__Written exercise__. Copy the data exactly as it appears, and do not include any pictures.

__Source data__.
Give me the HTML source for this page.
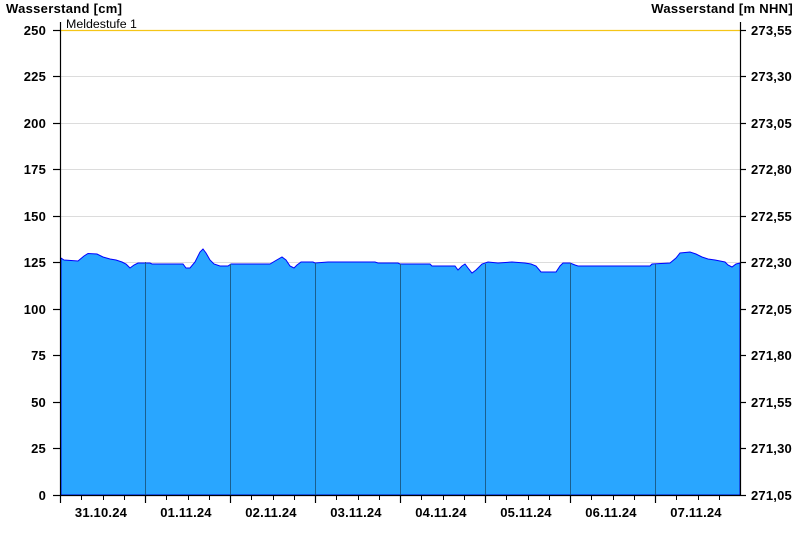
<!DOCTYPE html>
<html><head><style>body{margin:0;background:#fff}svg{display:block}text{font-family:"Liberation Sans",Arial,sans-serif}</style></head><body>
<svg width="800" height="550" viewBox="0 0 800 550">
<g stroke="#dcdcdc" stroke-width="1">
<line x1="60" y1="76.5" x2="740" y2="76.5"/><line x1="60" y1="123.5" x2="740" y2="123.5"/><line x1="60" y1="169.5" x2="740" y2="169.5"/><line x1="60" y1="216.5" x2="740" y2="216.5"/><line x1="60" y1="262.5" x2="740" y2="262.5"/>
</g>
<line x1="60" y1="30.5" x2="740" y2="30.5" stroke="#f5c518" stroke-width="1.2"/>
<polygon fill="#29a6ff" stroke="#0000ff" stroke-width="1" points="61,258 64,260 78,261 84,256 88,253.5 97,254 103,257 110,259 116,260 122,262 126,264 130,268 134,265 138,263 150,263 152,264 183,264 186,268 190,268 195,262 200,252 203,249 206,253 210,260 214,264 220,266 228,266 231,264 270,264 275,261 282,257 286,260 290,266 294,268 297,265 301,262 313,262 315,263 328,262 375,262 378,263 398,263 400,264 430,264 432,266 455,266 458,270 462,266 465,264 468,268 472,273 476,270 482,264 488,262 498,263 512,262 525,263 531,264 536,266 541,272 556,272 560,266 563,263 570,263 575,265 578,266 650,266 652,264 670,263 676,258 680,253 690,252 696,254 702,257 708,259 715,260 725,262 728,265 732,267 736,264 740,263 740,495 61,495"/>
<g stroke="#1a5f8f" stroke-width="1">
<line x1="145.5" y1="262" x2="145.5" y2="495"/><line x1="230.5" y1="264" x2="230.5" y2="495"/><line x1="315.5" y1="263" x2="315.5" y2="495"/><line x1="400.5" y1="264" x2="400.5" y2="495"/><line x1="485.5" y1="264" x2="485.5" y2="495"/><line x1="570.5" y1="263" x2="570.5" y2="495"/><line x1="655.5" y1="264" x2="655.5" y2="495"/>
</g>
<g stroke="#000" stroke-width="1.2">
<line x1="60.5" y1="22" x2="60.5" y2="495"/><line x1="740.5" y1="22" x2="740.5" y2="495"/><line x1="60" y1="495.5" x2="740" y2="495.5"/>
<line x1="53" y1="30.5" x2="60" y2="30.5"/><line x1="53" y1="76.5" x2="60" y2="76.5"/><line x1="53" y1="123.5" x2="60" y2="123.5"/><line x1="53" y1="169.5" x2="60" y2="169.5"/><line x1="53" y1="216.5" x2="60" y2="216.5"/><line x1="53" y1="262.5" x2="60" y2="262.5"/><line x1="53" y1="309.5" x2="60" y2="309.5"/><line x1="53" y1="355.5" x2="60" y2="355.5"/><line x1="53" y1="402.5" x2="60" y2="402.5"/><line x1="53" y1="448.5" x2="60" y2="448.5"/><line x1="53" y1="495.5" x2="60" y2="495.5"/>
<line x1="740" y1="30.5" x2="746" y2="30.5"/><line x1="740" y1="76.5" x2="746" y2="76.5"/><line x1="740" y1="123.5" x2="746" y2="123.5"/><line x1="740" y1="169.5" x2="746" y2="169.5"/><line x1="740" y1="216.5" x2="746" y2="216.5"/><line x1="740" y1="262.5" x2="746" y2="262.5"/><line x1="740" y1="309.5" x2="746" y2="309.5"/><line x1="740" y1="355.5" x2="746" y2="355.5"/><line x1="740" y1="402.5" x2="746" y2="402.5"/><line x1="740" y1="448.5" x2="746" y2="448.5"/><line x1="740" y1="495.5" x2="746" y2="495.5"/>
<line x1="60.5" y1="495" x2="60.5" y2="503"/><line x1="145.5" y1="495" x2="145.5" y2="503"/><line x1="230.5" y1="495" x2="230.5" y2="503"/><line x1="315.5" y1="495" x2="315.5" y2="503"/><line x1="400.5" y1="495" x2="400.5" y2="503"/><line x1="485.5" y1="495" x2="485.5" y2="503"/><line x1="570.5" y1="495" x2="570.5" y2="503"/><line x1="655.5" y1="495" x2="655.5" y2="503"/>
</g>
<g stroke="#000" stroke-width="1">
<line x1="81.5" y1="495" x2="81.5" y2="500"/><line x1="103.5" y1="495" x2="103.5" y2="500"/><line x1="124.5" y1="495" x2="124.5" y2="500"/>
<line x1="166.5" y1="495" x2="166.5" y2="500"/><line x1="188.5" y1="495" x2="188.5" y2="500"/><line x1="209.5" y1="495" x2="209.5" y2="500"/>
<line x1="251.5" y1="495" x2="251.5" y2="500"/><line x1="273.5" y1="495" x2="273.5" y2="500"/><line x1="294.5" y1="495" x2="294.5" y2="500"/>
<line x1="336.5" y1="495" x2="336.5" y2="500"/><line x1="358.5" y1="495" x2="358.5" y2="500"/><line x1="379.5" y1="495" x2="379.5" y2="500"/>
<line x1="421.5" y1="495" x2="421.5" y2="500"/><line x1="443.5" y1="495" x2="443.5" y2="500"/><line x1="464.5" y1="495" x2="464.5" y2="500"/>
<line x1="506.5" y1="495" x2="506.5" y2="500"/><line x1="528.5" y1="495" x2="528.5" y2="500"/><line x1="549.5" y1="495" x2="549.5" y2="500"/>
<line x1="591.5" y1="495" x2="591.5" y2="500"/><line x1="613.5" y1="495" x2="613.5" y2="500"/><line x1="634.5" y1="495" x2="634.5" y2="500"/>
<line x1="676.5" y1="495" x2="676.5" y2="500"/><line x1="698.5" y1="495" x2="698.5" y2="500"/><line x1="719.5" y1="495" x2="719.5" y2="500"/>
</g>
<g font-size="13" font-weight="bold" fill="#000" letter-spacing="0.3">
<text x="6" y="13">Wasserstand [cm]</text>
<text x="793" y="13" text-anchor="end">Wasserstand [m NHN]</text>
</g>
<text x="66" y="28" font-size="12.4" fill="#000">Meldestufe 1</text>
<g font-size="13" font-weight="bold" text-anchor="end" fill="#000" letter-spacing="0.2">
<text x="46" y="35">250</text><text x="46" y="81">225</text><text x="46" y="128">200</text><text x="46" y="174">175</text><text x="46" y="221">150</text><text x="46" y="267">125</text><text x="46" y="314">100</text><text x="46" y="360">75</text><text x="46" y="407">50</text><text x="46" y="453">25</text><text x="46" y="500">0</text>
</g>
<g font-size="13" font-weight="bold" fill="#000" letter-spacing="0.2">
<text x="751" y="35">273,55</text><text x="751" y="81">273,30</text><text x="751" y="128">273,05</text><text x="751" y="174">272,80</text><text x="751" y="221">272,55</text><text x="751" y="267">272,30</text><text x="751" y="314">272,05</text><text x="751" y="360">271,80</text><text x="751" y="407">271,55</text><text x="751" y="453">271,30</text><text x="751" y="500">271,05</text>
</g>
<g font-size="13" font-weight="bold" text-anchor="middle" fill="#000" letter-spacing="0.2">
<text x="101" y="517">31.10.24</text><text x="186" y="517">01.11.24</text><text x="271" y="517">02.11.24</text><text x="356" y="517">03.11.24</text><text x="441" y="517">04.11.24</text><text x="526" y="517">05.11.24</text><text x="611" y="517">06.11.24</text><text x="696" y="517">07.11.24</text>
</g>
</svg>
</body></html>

__Reply to the task__.
Give me the HTML source for this page.
<!DOCTYPE html>
<html><head><style>body{margin:0;background:#fff}svg{display:block}text{font-family:"Liberation Sans",Arial,sans-serif}</style></head><body>
<svg width="800" height="550" viewBox="0 0 800 550">
<g stroke="#dcdcdc" stroke-width="1">
<line x1="60" y1="76.5" x2="740" y2="76.5"/><line x1="60" y1="123.5" x2="740" y2="123.5"/><line x1="60" y1="169.5" x2="740" y2="169.5"/><line x1="60" y1="216.5" x2="740" y2="216.5"/><line x1="60" y1="262.5" x2="740" y2="262.5"/>
</g>
<line x1="60" y1="30.5" x2="740" y2="30.5" stroke="#f5c518" stroke-width="1.2"/>
<polygon fill="#29a6ff" stroke="#0000ff" stroke-width="1" points="61,258 64,260 78,261 84,256 88,253.5 97,254 103,257 110,259 116,260 122,262 126,264 130,268 134,265 138,263 150,263 152,264 183,264 186,268 190,268 195,262 200,252 203,249 206,253 210,260 214,264 220,266 228,266 231,264 270,264 275,261 282,257 286,260 290,266 294,268 297,265 301,262 313,262 315,263 328,262 375,262 378,263 398,263 400,264 430,264 432,266 455,266 458,270 462,266 465,264 468,268 472,273 476,270 482,264 488,262 498,263 512,262 525,263 531,264 536,266 541,272 556,272 560,266 563,263 570,263 575,265 578,266 650,266 652,264 670,263 676,258 680,253 690,252 696,254 702,257 708,259 715,260 725,262 728,265 732,267 736,264 740,263 740,495 61,495"/>
<g stroke="#1a5f8f" stroke-width="1">
<line x1="145.5" y1="262" x2="145.5" y2="495"/><line x1="230.5" y1="264" x2="230.5" y2="495"/><line x1="315.5" y1="263" x2="315.5" y2="495"/><line x1="400.5" y1="264" x2="400.5" y2="495"/><line x1="485.5" y1="264" x2="485.5" y2="495"/><line x1="570.5" y1="263" x2="570.5" y2="495"/><line x1="655.5" y1="264" x2="655.5" y2="495"/>
</g>
<g stroke="#000" stroke-width="1.2">
<line x1="60.5" y1="22" x2="60.5" y2="495"/><line x1="740.5" y1="22" x2="740.5" y2="495"/><line x1="60" y1="495.5" x2="740" y2="495.5"/>
<line x1="53" y1="30.5" x2="60" y2="30.5"/><line x1="53" y1="76.5" x2="60" y2="76.5"/><line x1="53" y1="123.5" x2="60" y2="123.5"/><line x1="53" y1="169.5" x2="60" y2="169.5"/><line x1="53" y1="216.5" x2="60" y2="216.5"/><line x1="53" y1="262.5" x2="60" y2="262.5"/><line x1="53" y1="309.5" x2="60" y2="309.5"/><line x1="53" y1="355.5" x2="60" y2="355.5"/><line x1="53" y1="402.5" x2="60" y2="402.5"/><line x1="53" y1="448.5" x2="60" y2="448.5"/><line x1="53" y1="495.5" x2="60" y2="495.5"/>
<line x1="740" y1="30.5" x2="746" y2="30.5"/><line x1="740" y1="76.5" x2="746" y2="76.5"/><line x1="740" y1="123.5" x2="746" y2="123.5"/><line x1="740" y1="169.5" x2="746" y2="169.5"/><line x1="740" y1="216.5" x2="746" y2="216.5"/><line x1="740" y1="262.5" x2="746" y2="262.5"/><line x1="740" y1="309.5" x2="746" y2="309.5"/><line x1="740" y1="355.5" x2="746" y2="355.5"/><line x1="740" y1="402.5" x2="746" y2="402.5"/><line x1="740" y1="448.5" x2="746" y2="448.5"/><line x1="740" y1="495.5" x2="746" y2="495.5"/>
<line x1="60.5" y1="495" x2="60.5" y2="503"/><line x1="145.5" y1="495" x2="145.5" y2="503"/><line x1="230.5" y1="495" x2="230.5" y2="503"/><line x1="315.5" y1="495" x2="315.5" y2="503"/><line x1="400.5" y1="495" x2="400.5" y2="503"/><line x1="485.5" y1="495" x2="485.5" y2="503"/><line x1="570.5" y1="495" x2="570.5" y2="503"/><line x1="655.5" y1="495" x2="655.5" y2="503"/>
</g>
<g stroke="#000" stroke-width="1">
<line x1="81.5" y1="495" x2="81.5" y2="500"/><line x1="103.5" y1="495" x2="103.5" y2="500"/><line x1="124.5" y1="495" x2="124.5" y2="500"/>
<line x1="166.5" y1="495" x2="166.5" y2="500"/><line x1="188.5" y1="495" x2="188.5" y2="500"/><line x1="209.5" y1="495" x2="209.5" y2="500"/>
<line x1="251.5" y1="495" x2="251.5" y2="500"/><line x1="273.5" y1="495" x2="273.5" y2="500"/><line x1="294.5" y1="495" x2="294.5" y2="500"/>
<line x1="336.5" y1="495" x2="336.5" y2="500"/><line x1="358.5" y1="495" x2="358.5" y2="500"/><line x1="379.5" y1="495" x2="379.5" y2="500"/>
<line x1="421.5" y1="495" x2="421.5" y2="500"/><line x1="443.5" y1="495" x2="443.5" y2="500"/><line x1="464.5" y1="495" x2="464.5" y2="500"/>
<line x1="506.5" y1="495" x2="506.5" y2="500"/><line x1="528.5" y1="495" x2="528.5" y2="500"/><line x1="549.5" y1="495" x2="549.5" y2="500"/>
<line x1="591.5" y1="495" x2="591.5" y2="500"/><line x1="613.5" y1="495" x2="613.5" y2="500"/><line x1="634.5" y1="495" x2="634.5" y2="500"/>
<line x1="676.5" y1="495" x2="676.5" y2="500"/><line x1="698.5" y1="495" x2="698.5" y2="500"/><line x1="719.5" y1="495" x2="719.5" y2="500"/>
</g>
<g font-size="13" font-weight="bold" fill="#000" letter-spacing="0.3">
<text x="6" y="13">Wasserstand [cm]</text>
<text x="793" y="13" text-anchor="end">Wasserstand [m NHN]</text>
</g>
<text x="66" y="28" font-size="12.4" fill="#000">Meldestufe 1</text>
<g font-size="13" font-weight="bold" text-anchor="end" fill="#000" letter-spacing="0.2">
<text x="46" y="35">250</text><text x="46" y="81">225</text><text x="46" y="128">200</text><text x="46" y="174">175</text><text x="46" y="221">150</text><text x="46" y="267">125</text><text x="46" y="314">100</text><text x="46" y="360">75</text><text x="46" y="407">50</text><text x="46" y="453">25</text><text x="46" y="500">0</text>
</g>
<g font-size="13" font-weight="bold" fill="#000" letter-spacing="0.2">
<text x="751" y="35">273,55</text><text x="751" y="81">273,30</text><text x="751" y="128">273,05</text><text x="751" y="174">272,80</text><text x="751" y="221">272,55</text><text x="751" y="267">272,30</text><text x="751" y="314">272,05</text><text x="751" y="360">271,80</text><text x="751" y="407">271,55</text><text x="751" y="453">271,30</text><text x="751" y="500">271,05</text>
</g>
<g font-size="13" font-weight="bold" text-anchor="middle" fill="#000" letter-spacing="0.2">
<text x="101" y="517">31.10.24</text><text x="186" y="517">01.11.24</text><text x="271" y="517">02.11.24</text><text x="356" y="517">03.11.24</text><text x="441" y="517">04.11.24</text><text x="526" y="517">05.11.24</text><text x="611" y="517">06.11.24</text><text x="696" y="517">07.11.24</text>
</g>
</svg>
</body></html>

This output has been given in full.